Despite European Commission draft guidelines urging government departments to choose software based on open standards, some tenders are still excluding open software.
A report from an IT vendor trade group found that a quarter of recent public tenders have ruled out open source vendors in favour of named software makers such as Microsoft.
OpenForum Europe (OFE), a trade group that lists IBM and Google among its members, examined 136 recent calls for tender by government offices from the 27 member countries of the EU and found that 34 of them cited brand names and half of these named Microsoft or specific Microsoft products.
"Public authorities not only stand accused of wasting potentially billions by inefficient purchasing, but also locking their users and citizens into today's solutions and being unable to take advantage of new innovation in the future," said Graham Taylor, OFE's chief executive.

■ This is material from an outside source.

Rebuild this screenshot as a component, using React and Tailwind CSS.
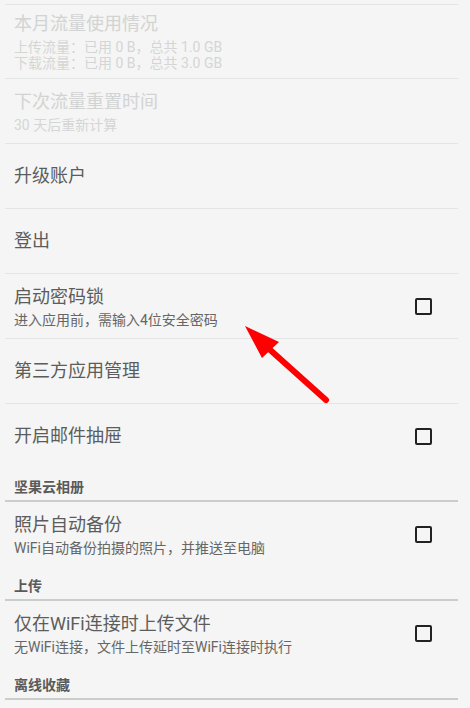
import React from 'react';

const Checkbox = () => (
  <div className="w-[17px] h-[17px] border-2 border-[#222] rounded-[2px] shrink-0" />
);

const Row = ({ title, subs = [], disabled, checkbox, divider = true, height = 'h-[65px]' }) => (
  <div
    className={`flex items-center pl-[9px] pr-[26px] ${height} ${
      divider ? 'border-t border-[#e3e4e4]' : ''
    }`}
  >
    <div className="flex-1 flex flex-col">
      <div
        className={`text-[18px] leading-[24px] ${disabled ? 'text-[#d2d3d3]' : 'text-[#5c5c5c]'}`}
      >
        {title}
      </div>
      {subs.length > 0 && (
        <div className="mt-[3px]">
          {subs.map((s) => (
            <div
              key={s}
              className={`text-[14px] leading-[16px] ${disabled ? 'text-[#d4d5d5]' : 'text-[#666]'}`}
            >
              {s}
            </div>
          ))}
        </div>
      )}
    </div>
    {checkbox && <Checkbox />}
  </div>
);

const Header = ({ label }) => (
  <div className="pl-[9px] pt-[9px] pb-[3px] text-[14px] leading-[20px] font-bold text-[#5a5a5a] border-b-2 border-[#cbcccc]">
    {label}
  </div>
);

export default function App() {
  return (
    <div className="relative w-[470px] min-h-[708px] bg-[#f4f5f4] overflow-hidden font-[Roboto,'Noto_Sans_CJK_SC',sans-serif]">
      <div className="pt-[4px] ml-[5px] mr-[12px]">
        <Row
          title="本月流量使用情况"
          subs={['上传流量：已用 0 B，总共 1.0 GB', '下载流量：已用 0 B，总共 3.0 GB']}
          disabled
          height="h-[74px]"
        />
        <Row title="下次流量重置时间" subs={['30 天后重新计算']} disabled />
        <Row title="升级账户" />
        <Row title="登出" />
        <Row title="启动密码锁" subs={['进入应用前，需输入4位安全密码']} checkbox />
        <Row title="第三方应用管理" />
        <Row title="开启邮件抽屉" checkbox />
        <Header label="坚果云相册" />
        <Row
          title="照片自动备份"
          subs={['WiFi自动备份拍摄的照片，并推送至电脑']}
          checkbox
          divider={false}
        />
        <Header label="上传" />
        <Row
          title="仅在WiFi连接时上传文件"
          subs={['无WiFi连接，文件上传延时至WiFi连接时执行']}
          checkbox
          divider={false}
        />
        <Header label="离线收藏" />
      </div>

      {/* red annotation arrow */}
      <svg
        className="absolute inset-0 pointer-events-none"
        width="470"
        height="708"
        viewBox="0 0 470 708"
      >
        <line x1="268" y1="348" x2="326" y2="400" stroke="#ff0000" strokeWidth="6" strokeLinecap="round" />
        <polygon points="245,326 279,342 262,358" fill="#ff0000" />
      </svg>
    </div>
  );
}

The use of trademarks in public calls for tender discriminates against other suppliers and contractors and is prohibited by EU public procurement laws, except in some exceptional cases.
OFE is calling on the European Commission, the EU's executive body, to take action to stop the naming of suppliers in public tenders, Taylor said. He pointed out that Commission research had similar findings - a study of 3,616 public tenders found that 567, or 16 percent, named known software manufacturers. Of these, 36 percent named Microsoft, OFE said in its statement.
The OFE call for action to stop the practice comes as the Commission tries to draft guidelines that will steer government offices as they put out calls for tender for software contracts.
The guidelines are currently being finalised, but they are expected to urge public procurement officers to favour open standards wherever possible.
Some member states are simultaneously drafting their own guidelines that go even further. The Dutch government earlier this year urged government departments to use open-source software wherever possible, for example.